(Goal) For this exercise, write out exactly, and only, the lines running from the line that contains "Rebuild this screenshot" through the line that contains "const [result, setResult] = useState('')".

══════════════════════════════

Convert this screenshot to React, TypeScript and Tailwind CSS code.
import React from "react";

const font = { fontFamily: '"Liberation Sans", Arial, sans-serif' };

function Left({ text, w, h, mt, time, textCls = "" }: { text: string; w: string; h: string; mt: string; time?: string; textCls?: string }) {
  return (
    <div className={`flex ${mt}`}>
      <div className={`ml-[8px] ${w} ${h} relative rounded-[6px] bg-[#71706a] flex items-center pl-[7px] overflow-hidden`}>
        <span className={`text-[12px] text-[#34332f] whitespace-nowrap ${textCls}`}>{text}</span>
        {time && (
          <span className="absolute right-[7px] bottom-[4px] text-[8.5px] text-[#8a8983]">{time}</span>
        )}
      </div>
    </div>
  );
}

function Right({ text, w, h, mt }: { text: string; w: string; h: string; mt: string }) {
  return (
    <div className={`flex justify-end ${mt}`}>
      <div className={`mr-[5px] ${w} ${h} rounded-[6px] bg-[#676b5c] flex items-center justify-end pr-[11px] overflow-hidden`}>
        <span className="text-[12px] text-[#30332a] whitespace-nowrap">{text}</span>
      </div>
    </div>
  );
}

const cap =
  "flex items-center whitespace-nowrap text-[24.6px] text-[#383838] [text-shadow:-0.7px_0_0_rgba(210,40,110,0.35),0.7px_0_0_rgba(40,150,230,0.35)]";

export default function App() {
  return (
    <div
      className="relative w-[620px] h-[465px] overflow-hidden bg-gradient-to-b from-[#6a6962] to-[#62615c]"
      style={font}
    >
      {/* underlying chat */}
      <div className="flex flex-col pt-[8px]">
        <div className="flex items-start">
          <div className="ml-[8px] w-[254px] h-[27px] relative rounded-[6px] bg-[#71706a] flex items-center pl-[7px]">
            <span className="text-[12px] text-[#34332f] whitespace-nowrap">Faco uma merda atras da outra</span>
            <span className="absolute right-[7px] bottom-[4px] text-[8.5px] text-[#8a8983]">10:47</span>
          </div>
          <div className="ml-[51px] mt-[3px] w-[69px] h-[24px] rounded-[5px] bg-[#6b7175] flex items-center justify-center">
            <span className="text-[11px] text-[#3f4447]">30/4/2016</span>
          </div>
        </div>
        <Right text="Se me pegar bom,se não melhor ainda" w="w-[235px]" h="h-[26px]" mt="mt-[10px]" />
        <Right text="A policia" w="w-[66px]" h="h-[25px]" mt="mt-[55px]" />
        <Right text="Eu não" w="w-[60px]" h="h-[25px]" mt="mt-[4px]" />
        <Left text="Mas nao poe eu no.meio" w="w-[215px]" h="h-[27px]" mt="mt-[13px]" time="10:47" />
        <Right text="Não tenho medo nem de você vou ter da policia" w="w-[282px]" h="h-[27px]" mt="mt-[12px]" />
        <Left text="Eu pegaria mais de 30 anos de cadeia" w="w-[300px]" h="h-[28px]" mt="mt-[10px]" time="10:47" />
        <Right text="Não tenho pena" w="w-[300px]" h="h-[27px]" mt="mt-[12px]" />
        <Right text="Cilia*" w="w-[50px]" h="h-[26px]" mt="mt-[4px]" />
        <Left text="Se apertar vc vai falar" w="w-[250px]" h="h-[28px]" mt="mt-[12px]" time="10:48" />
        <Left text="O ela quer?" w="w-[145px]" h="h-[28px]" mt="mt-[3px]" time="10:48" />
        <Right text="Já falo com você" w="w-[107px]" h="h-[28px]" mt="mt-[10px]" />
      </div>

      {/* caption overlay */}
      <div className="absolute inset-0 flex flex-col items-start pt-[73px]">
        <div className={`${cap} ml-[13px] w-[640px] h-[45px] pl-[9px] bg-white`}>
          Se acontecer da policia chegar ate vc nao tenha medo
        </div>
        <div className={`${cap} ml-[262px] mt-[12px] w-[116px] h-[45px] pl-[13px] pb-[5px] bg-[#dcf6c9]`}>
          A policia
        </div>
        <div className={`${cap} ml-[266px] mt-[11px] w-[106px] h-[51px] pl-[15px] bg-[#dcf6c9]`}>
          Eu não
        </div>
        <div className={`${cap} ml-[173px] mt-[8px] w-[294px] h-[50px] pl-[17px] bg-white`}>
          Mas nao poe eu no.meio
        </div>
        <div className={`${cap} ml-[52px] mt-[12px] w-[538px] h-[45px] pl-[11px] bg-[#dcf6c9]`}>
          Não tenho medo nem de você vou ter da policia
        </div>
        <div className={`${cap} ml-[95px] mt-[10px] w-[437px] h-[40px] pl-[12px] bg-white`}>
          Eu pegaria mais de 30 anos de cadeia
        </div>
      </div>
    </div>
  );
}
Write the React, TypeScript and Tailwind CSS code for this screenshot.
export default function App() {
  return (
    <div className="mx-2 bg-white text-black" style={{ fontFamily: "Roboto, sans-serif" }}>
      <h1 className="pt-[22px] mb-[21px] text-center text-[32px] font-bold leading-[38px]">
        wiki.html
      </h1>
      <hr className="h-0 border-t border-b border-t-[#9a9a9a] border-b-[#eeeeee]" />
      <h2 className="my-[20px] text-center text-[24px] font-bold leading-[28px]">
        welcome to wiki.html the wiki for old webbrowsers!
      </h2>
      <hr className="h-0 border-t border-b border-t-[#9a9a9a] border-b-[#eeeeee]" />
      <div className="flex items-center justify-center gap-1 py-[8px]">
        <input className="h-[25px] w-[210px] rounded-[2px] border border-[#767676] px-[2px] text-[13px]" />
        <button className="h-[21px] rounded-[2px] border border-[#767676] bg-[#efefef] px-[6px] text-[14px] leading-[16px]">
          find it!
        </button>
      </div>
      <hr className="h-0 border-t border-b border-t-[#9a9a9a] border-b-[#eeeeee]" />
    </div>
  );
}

══════════════════════════════

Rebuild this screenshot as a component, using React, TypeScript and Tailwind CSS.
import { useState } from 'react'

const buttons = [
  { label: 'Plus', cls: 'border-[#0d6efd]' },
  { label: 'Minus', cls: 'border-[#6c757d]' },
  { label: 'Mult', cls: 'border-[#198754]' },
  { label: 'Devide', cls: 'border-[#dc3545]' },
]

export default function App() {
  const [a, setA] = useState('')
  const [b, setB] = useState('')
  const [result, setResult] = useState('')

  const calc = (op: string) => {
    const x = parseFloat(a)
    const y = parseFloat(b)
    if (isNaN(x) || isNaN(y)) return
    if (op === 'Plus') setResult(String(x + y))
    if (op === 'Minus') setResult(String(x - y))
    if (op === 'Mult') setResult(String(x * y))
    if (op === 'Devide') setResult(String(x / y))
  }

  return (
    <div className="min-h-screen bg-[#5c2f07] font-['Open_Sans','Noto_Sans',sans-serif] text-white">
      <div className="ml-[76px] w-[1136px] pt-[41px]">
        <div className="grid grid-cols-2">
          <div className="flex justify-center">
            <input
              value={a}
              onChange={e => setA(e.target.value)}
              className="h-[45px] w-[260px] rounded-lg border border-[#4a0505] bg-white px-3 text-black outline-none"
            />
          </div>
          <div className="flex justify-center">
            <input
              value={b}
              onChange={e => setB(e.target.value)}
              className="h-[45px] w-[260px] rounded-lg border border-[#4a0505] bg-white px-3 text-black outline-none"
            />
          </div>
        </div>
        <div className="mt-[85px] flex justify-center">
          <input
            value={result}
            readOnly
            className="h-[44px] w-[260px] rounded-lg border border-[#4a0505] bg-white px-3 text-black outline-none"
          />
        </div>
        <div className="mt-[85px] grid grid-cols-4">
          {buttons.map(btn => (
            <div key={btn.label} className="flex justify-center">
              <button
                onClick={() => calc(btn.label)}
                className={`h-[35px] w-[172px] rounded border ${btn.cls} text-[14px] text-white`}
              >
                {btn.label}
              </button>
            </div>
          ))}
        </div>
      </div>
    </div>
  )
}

══════════════════════════════

(Response to this exercise)
Rebuild this screenshot as a component, using React, TypeScript and Tailwind CSS.
import { useState } from 'react'

const buttons = [
  { label: 'Plus', cls: 'border-[#0d6efd]' },
  { label: 'Minus', cls: 'border-[#6c757d]' },
  { label: 'Mult', cls: 'border-[#198754]' },
  { label: 'Devide', cls: 'border-[#dc3545]' },
]

export default function App() {
  const [a, setA] = useState('')
  const [b, setB] = useState('')
  const [result, setResult] = useState('')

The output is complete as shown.